Does Spanish have more words than French?

Yes, Spanish generally has a larger vocabulary count than French. The RAE lists around 93,000 words, while the comparable French dictionary Le Petit Larousse lists around 60,000 to 65,000 main entries. However, French shares the same Romance roots and structural similarities.

Why is the English vocabulary so large?

English was invaded repeatedly. The Angles and Saxons brought German roots, the Vikings brought Norse, and the Normans brought French. This layering created synonyms for almost everything, effectively doubling the vocabulary base before English even started spreading globally.

Do synonyms make English more precise?

Yes, in many contexts. English often has distinct words for degrees of an action (e.g., “shatter” vs. “break” vs. “smash”). Spanish often uses a single verb with context or adverbs to convey these differences, which makes English text seemingly more specific with fewer words.

Is Spanglish considered a new language?

Not yet, but it is a distinct dialect or “code-switching” phenomenon. It blends English nouns with Spanish grammar (e.g., “lonche” for lunch, “parquear” for park). While purists dislike it, these words are expanding the functional vocabulary of millions of bilingual speakers in the US.

Wrapping It Up – Does English Have More Words Than Spanish?

The verdict is clear: English has a larger vocabulary on paper. With over 170,000 active words in the Oxford English Dictionary compared to roughly 93,000 in the Spanish RAE, the Germanic-Romance hybrid nature of English gives it a massive lexical library. Its habit of forming compound words and borrowing freely from other cultures keeps that number growing.
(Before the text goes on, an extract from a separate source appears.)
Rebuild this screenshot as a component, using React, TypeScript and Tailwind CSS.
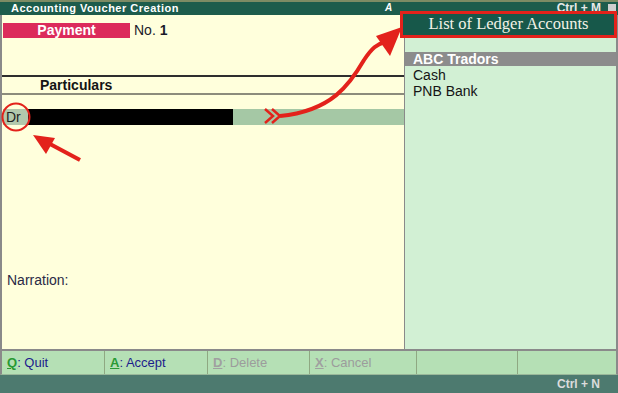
import React from 'react';

function KeyButton({ k, label, disabled, w }: { k?: string; label?: string; disabled?: boolean; w: string }) {
  return (
    <div className={`${w} h-full border-r border-[#8fa882] flex items-center pl-[5px] pt-[1px] text-[13px]`}>
      {k && (
        <>
          <span className={`font-bold underline ${disabled ? 'text-[#a0a0a0]' : 'text-[#2a9a34]'}`}>{k}</span>
          <span className={disabled ? 'text-[#9c9c9c]' : 'text-[#1c1c8c]'}>: {label}</span>
        </>
      )}
    </div>
  );
}

export default function App() {
  return (
    <div className="w-[618px] h-[393px] relative overflow-hidden flex flex-col bg-[#ffffdc] font-['Liberation_Sans',Arial,sans-serif]">
      {/* top strip + title bar */}
      <div className="h-[2px] bg-[#7d8b64]" />
      <div className="h-[13px] bg-[#1d5c4c] flex items-center text-white text-[11px] font-bold leading-none">
        <span className="w-[385px] pl-[11px] tracking-[0.5px]">Accounting Voucher&nbsp;Creation</span>
        <span className="italic text-[10px]">A</span>
        <span className="ml-auto mr-[7px] text-[12px] text-[#e8e8e8]">Ctrl + M</span>
        <span className="w-[8px] h-[9px] bg-[#cfcfcf] mr-[2px]" />
      </div>

      {/* body */}
      <div className="flex h-[340px] border-l-2 border-r-2 border-b-2 border-[#8a8a8a]">
        {/* voucher area */}
        <div className="w-[402px] flex flex-col bg-[#ffffdc] text-[14px] leading-[16px]">
          <div className="mt-[8px] h-[15px] flex items-center">
            <div className="ml-[1px] w-[127px] h-full bg-[#dc2b5b] text-white font-bold flex items-center justify-center">Payment</div>
            <span className="ml-[4px] text-[#1a1a2a]">No. <b>1</b></span>
          </div>
          <div className="mt-[37px] border-t-2 border-b-2 border-t-[#2e2e2e] border-b-[#8c8c7c] h-[20px] flex items-center pl-[38px] font-bold text-[#141414]">
            Particulars
          </div>
          <div className="mt-[14px] h-[16px] flex ml-[1px] bg-[#a5c8a5]">
            <div className="w-[25px] bg-[#b2c8ac] flex items-center pl-[3px] text-[#1e1e1e]">Dr</div>
            <div className="w-[205px] bg-black" />
          </div>
          <div className="mt-[147px] pl-[5px] text-[#2a2a46]">Narration:</div>
        </div>

        {/* ledger list */}
        <div className="flex-1 bg-[#d2f0d4] border-l border-[#8a8a8a] text-[14px] leading-[16px] text-[#141414]">
          <div className="mt-[37px] h-[14px] bg-[#8c8c8c] text-white font-bold flex items-center pl-[8px]">ABC Tradors</div>
          <div className="pl-[8px] mt-[1px]">Cash</div>
          <div className="pl-[8px]">PNB Bank</div>
        </div>
      </div>

      {/* key bar */}
      <div className="h-[24px] flex bg-[#b5e0b5] border-l-2 border-r-2 border-[#8a8a8a] border-b border-b-[#9ab89a]">
        <KeyButton k="Q" label="Quit" w="w-[103px]" />
        <KeyButton k="A" label="Accept" w="w-[103px]" />
        <KeyButton k="D" label="Delete" disabled w="w-[102px]" />
        <KeyButton k="X" label="Cancel" disabled w="w-[107px]" />
        <KeyButton w="w-[101px]" />
        <div className="flex-1" />
      </div>
      <div className="flex-1 bg-[#4d7a6f] flex items-center justify-end pr-[18px] text-[12px] font-bold text-[#dcdcdc]">Ctrl + N</div>

      {/* ledger header popup */}
      <div className="absolute left-[400px] top-[11px] w-[217px] h-[27px] border-[3px] border-[#e3221b] bg-[#17584a] flex items-center justify-center text-[16.5px] text-[#f2f2e6] font-['Liberation_Serif','Times_New_Roman',serif]">
        List of Ledger Accounts
      </div>

      {/* annotations */}
      <svg className="absolute inset-0 pointer-events-none" width="618" height="393" viewBox="0 0 618 393">
        <circle cx="16" cy="117" r="13.5" fill="none" stroke="#e3221b" strokeWidth="2" />
        <line x1="80" y1="160" x2="50" y2="144" stroke="#e3221b" strokeWidth="4" />
        <polygon points="33,135 55,138 46,154" fill="#e3221b" />
        <path d="M265 109 L273 116 L265 123 M272 109 L280 116 L272 123" fill="none" stroke="#e3221b" strokeWidth="2.5" />
        <path d="M280 116 C332 111 350 84 364 60 C372 48 377 44 385 42" fill="none" stroke="#e3221b" strokeWidth="4" />
        <polygon points="402,27 376,36 390,56" fill="#e3221b" />
      </svg>
    </div>
  );
}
However, this gap is more technical than practical. In daily life, a Spanish speaker and an English speaker use about the same number of words to express love, order food, or complain about the weather. Spanish makes up for its shorter dictionary with a complex grammar system that packs meaning into verb endings rather than separate words. Whether you are learning English or Spanish, you will find both offer more than enough words to say exactly what you mean.